The above discussion and table does not include 1,584,000 Common Shares issuable upon the exercise of the warrants issued to purchasers in the concurrent private placement or 396,000 Common Shares issuable upon the exercise of the warrants privately placed with the placement agent, in both cases at an exercise price of $2.35 per share.


The above table does not include the impact of potential recognition of warrant liability, based on fair value by allocating a portion of net proceeds upon the issuance of warrants in the concurrent private placement.





S-6



 


DESCRIPTION OF COMMON SHARES AND WARRANTS


Common Shares


For a description of the Common Shares being offered hereby, please see “Description of Share Capital – Common Shares” in the accompanying prospectus.


Warrants


The material terms and provisions of the warrants being issued to the investors in the private placement and to the placement agent (with some exceptions noted below) are summarized below. The form of warrant to be issued to the investors and the form of warrant to be issued to the placement agent will be filed as exhibits to a Report of Foreign Private Issuer on Form 6-K with the SEC in connection with this offering.


The warrants to be issued to the investors will have an exercise price of $2.35 per Common Share. The warrants are exercisable on or after the date of issuance and will terminate three years from the date of issuance. The warrant issuable to the placement agent shall generally be on the same terms and conditions as the warrants sold in the private placement, except that the placement agent warrants shall not be exercisable for a period of 180 days. The exercise price and number of Common Shares issuable upon exercise is subject to appropriate adjustment upon the occurrence of certain events, including, but not limited to, stock dividends or splits, business combination, sale of assets, similar recapitalization transactions or other similar transactions. In addition, the exercise price of the warrants, excluding the placement agent warrants, is subject to an adjustment in the event that we issue Common Shares for less than the applicable exercise price of the warrant. Holders of the warrants will be eligible to participate in distributions to holders of the Common Shares to the same extent as if they had exercised their warrants prior to such distribution.


There is no established public trading market for the warrants, and we do not expect a market to develop. We do not intend to apply to list the warrants on any securities exchange. Without an active market, the liquidity of the warrants will be limited.


Holders of the warrants may exercise their warrants to purchase Common Shares on or before the termination date by delivering an exercise notice, appropriately completed and duly signed. Following each exercise of the warrants, the holder is required to pay the exercise price for the number of Common Shares for which the warrant is being exercised in cash. A holder of the warrants also will have the right to exercise its warrants on a cashless basis if the registration statement or prospectus contained therein is not available for the resale of the Common Shares issuable upon exercise thereof.
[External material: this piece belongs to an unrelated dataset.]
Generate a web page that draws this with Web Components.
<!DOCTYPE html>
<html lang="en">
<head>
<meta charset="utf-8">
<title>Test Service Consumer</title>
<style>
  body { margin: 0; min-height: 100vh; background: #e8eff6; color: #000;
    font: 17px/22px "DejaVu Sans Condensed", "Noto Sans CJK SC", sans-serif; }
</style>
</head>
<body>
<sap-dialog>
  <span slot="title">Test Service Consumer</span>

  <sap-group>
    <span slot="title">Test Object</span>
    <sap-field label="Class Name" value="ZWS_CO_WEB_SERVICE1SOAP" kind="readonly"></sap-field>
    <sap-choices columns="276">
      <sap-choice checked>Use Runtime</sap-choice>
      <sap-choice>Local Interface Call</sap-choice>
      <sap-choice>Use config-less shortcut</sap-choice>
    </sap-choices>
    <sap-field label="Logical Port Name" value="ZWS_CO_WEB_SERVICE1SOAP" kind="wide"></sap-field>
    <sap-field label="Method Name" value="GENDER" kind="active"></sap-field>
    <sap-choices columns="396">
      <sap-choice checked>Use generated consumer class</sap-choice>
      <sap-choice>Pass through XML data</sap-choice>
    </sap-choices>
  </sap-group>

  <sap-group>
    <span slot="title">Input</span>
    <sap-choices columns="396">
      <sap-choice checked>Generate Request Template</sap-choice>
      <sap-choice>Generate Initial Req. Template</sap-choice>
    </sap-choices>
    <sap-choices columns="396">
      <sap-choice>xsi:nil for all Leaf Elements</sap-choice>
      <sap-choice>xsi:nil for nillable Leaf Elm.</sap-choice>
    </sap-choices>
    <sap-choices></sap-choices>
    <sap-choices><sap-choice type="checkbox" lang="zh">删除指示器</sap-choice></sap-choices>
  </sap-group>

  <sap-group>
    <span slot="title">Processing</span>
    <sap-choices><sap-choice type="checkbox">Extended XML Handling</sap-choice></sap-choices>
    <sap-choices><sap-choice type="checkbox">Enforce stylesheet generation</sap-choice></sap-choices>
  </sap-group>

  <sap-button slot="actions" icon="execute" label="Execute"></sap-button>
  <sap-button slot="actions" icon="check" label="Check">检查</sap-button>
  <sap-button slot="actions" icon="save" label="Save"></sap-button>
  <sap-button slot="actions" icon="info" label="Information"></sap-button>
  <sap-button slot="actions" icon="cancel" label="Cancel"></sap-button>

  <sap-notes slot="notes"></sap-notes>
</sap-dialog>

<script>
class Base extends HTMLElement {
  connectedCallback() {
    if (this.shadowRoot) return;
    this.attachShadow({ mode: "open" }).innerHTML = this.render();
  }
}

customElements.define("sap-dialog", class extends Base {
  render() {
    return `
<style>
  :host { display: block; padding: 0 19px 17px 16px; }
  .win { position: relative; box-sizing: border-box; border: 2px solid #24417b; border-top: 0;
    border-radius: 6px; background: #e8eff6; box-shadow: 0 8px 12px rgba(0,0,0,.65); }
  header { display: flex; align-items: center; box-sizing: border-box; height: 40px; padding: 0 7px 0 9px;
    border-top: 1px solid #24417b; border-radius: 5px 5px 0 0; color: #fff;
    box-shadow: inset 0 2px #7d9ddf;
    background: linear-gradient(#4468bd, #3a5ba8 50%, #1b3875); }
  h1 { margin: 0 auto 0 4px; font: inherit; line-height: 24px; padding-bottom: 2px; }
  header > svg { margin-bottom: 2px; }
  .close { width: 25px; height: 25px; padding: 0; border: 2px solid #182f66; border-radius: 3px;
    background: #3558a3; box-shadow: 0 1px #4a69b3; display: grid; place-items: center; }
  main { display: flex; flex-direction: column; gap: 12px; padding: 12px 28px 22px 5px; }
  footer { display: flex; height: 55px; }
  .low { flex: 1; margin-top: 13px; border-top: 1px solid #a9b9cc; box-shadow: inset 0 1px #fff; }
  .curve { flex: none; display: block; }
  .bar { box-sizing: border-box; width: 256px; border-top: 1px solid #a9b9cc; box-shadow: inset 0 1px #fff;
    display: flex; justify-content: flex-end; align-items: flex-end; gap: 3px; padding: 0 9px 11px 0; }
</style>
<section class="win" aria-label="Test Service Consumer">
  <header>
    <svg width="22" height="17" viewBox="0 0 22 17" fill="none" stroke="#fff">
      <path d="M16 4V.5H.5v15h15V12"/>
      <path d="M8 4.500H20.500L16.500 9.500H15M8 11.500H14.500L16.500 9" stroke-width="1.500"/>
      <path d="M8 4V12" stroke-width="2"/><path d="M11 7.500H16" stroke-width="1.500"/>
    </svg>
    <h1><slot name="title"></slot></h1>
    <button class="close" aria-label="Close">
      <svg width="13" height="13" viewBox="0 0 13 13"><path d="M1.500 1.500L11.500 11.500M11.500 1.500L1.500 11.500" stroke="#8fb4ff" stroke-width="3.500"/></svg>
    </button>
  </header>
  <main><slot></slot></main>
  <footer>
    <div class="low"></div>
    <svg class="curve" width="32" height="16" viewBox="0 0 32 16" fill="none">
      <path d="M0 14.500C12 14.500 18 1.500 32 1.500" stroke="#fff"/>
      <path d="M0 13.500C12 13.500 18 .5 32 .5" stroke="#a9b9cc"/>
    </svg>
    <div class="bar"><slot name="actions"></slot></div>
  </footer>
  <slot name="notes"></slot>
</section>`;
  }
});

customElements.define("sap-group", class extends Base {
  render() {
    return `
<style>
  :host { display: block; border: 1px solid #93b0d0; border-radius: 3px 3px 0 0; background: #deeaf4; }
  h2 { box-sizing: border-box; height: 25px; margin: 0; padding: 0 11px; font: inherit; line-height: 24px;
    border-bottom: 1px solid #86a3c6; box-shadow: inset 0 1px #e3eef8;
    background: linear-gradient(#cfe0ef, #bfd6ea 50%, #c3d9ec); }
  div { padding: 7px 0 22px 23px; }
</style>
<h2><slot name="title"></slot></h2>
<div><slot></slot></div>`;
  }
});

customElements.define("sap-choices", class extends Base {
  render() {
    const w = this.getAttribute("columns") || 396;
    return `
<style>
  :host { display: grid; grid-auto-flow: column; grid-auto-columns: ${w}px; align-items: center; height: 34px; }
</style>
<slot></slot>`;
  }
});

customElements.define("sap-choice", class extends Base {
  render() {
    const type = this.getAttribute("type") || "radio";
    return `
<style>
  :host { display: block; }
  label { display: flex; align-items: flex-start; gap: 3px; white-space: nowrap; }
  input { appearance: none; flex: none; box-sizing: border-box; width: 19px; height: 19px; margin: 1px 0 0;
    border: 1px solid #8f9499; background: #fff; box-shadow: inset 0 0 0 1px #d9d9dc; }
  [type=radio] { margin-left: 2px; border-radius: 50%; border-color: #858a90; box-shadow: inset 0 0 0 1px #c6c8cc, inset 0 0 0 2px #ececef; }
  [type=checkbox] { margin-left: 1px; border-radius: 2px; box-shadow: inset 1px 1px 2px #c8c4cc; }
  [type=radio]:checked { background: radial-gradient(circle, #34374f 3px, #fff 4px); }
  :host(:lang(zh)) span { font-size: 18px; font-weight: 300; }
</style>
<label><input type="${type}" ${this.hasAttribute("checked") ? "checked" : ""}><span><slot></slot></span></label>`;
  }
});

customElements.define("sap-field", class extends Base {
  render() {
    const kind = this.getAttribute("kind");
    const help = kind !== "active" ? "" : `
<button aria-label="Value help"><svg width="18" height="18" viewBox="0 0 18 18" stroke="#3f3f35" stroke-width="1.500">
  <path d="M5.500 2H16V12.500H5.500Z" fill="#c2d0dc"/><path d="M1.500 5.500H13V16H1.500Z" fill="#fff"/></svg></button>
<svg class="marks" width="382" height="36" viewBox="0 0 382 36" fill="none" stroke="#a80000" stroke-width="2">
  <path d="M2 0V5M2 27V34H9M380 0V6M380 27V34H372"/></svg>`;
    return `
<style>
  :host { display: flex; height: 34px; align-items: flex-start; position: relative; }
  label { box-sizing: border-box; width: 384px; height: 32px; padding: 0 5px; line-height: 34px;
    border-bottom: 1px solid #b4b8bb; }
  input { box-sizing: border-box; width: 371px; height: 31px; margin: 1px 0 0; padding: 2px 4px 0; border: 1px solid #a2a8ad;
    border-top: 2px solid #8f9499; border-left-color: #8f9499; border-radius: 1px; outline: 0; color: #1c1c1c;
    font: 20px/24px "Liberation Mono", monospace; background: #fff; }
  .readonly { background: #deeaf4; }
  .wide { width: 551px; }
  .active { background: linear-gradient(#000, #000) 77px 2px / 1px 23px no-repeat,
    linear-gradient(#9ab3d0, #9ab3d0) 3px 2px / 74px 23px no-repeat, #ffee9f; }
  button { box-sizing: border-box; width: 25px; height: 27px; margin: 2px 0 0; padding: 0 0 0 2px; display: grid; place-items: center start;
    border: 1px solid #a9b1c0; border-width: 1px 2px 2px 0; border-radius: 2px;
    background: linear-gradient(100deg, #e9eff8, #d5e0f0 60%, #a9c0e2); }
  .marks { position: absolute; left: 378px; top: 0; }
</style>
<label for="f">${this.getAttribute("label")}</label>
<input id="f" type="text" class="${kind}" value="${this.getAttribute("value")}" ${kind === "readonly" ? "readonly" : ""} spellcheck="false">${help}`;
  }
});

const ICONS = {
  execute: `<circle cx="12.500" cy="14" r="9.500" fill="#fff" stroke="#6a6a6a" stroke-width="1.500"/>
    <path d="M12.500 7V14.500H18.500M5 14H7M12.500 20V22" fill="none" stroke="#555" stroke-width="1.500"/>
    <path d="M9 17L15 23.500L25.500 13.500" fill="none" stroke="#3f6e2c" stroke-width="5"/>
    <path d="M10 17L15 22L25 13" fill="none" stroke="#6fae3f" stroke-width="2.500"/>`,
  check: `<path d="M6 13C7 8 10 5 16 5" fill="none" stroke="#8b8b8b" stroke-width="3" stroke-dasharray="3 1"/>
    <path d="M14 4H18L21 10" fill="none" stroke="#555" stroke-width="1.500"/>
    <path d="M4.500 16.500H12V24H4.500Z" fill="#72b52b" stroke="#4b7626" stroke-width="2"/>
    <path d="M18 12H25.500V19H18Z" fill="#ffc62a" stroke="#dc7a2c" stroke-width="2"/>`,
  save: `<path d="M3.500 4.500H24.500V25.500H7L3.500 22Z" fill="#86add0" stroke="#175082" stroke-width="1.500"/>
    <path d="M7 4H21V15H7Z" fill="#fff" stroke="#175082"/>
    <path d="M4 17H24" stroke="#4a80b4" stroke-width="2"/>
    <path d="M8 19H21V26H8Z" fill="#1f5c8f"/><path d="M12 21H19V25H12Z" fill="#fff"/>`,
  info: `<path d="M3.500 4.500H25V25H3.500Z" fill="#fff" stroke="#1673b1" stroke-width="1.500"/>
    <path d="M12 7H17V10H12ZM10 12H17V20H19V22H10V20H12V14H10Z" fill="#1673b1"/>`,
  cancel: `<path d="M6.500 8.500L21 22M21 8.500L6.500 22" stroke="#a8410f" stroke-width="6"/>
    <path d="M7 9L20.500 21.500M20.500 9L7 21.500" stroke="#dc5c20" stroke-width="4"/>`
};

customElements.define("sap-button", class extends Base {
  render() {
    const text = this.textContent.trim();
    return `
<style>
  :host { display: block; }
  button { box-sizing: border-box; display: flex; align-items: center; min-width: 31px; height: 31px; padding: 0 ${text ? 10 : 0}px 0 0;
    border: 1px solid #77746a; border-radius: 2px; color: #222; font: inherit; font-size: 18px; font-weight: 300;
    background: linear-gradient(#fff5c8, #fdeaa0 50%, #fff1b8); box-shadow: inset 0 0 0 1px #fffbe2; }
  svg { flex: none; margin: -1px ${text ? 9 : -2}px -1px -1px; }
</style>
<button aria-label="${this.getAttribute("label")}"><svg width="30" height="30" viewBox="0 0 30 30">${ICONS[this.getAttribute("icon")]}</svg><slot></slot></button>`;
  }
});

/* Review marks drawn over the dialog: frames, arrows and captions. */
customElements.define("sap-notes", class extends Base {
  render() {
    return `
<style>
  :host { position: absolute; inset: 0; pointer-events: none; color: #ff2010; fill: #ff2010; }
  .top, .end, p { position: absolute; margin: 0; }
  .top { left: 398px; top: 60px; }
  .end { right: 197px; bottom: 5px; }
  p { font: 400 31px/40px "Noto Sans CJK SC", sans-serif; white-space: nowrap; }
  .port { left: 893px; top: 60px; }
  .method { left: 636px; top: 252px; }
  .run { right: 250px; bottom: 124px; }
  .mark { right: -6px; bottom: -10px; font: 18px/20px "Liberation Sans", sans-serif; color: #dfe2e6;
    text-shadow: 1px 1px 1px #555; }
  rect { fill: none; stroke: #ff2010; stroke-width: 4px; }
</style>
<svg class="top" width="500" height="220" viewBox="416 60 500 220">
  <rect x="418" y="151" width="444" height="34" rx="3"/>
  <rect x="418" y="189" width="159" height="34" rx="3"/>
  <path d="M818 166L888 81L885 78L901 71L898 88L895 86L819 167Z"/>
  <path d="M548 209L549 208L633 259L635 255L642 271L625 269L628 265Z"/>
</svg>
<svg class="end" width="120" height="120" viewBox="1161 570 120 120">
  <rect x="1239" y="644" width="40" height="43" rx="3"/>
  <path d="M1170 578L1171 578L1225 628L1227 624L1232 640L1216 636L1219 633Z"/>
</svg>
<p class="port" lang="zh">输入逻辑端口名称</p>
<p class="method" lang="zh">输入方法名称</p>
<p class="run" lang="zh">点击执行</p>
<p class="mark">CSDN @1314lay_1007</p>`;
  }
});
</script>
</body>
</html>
Warrants may be exercised, in whole or in part, and any portion of a warrant not exercised prior to the termination date shall be and become void and of no value. The absence of an effective registration statement or applicable exemption from registration does not alleviate our obligation to deliver Common Shares issuable upon exercise of a warrant.


Upon the holder’s exercise of a warrant, we will issue the Common Shares issuable upon exercise of the warrant within two trading days of our receipt of notice of exercise, subject to receipt of payment of the aggregate exercise price therefor.


The Common Shares issuable on exercise of the warrants are duly and validly authorized and will be, when issued, delivered and paid for in accordance with the warrants, validly issued and fully paid and non-assessable.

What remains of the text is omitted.